• _SET PROBLEM_
Quote the listing below in its entirety, omitting every image.
-------- SUPPLIED DATA --------
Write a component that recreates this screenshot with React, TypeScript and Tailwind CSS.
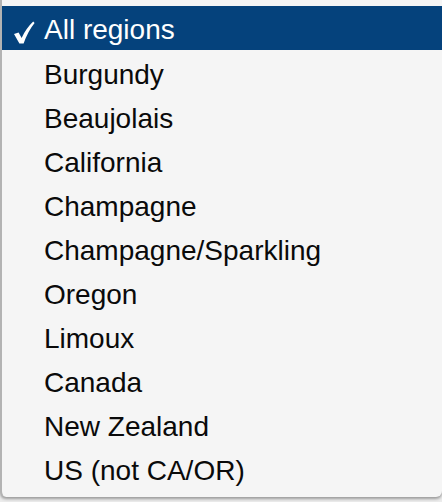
import React from "react";

const items = [
  "Burgundy",
  "Beaujolais",
  "California",
  "Champagne",
  "Champagne/Sparkling",
  "Oregon",
  "Limoux",
  "Canada",
  "New Zealand",
  "US (not CA/OR)",
];

export default function App() {
  return (
    <div
      className="w-[442px] h-[502px] bg-[#ececec] overflow-hidden"
      style={{ fontFamily: '"Liberation Sans", Arial, sans-serif' }}
    >
      <div className="h-[497px] bg-[#f5f5f5] border-l-2 border-[#b3b3b3] rounded-bl-[6px] rounded-br-[6px] pt-[6px] shadow-[0_2px_3px_rgba(0,0,0,0.35)]">
        <div className="h-[44px] bg-[#05427c] flex items-center text-white">
          <div className="w-[42px] h-[44px] relative shrink-0">
            <svg
              className="absolute left-[11px] top-[15px]"
              width="22"
              height="24"
              viewBox="0 0 22 24"
            >
              <path
                d="M1 13 L5.6 11.4 L8.6 17 Q13 7.5 20.2 0.6 L21.6 2 Q15 10 10.6 22.6 L6.4 22.6 Z"
                fill="white"
              />
            </svg>
          </div>
          <span className="text-[28px] leading-[44px] pt-[3px]">All regions</span>
        </div>
        {items.map((t) => (
          <div
            key={t}
            className="h-[44px] pl-[42px] text-[28px] leading-[44px] pt-[3px] text-[#0a0a0a]"
          >
            {t}
          </div>
        ))}
      </div>
    </div>
  );
}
--------
• _WRITTEN RESPONSE_
Write a component that recreates this screenshot with React, TypeScript and Tailwind CSS.
import React from "react";

const items = [
  "Burgundy",
  "Beaujolais",
  "California",
  "Champagne",
  "Champagne/Sparkling",
  "Oregon",
  "Limoux",
  "Canada",
  "New Zealand",
  "US (not CA/OR)",
];

export default function App() {
  return (
    <div
      className="w-[442px] h-[502px] bg-[#ececec] overflow-hidden"
      style={{ fontFamily: '"Liberation Sans", Arial, sans-serif' }}
    >
      <div className="h-[497px] bg-[#f5f5f5] border-l-2 border-[#b3b3b3] rounded-bl-[6px] rounded-br-[6px] pt-[6px] shadow-[0_2px_3px_rgba(0,0,0,0.35)]">
        <div className="h-[44px] bg-[#05427c] flex items-center text-white">
          <div className="w-[42px] h-[44px] relative shrink-0">
            <svg
              className="absolute left-[11px] top-[15px]"
              width="22"
              height="24"
              viewBox="0 0 22 24"
            >
              <path
                d="M1 13 L5.6 11.4 L8.6 17 Q13 7.5 20.2 0.6 L21.6 2 Q15 10 10.6 22.6 L6.4 22.6 Z"
                fill="white"
              />
            </svg>
          </div>
          <span className="text-[28px] leading-[44px] pt-[3px]">All regions</span>
        </div>
        {items.map((t) => (
          <div
            key={t}
            className="h-[44px] pl-[42px] text-[28px] leading-[44px] pt-[3px] text-[#0a0a0a]"
          >
            {t}
          </div>
        ))}
      </div>
    </div>
  );
}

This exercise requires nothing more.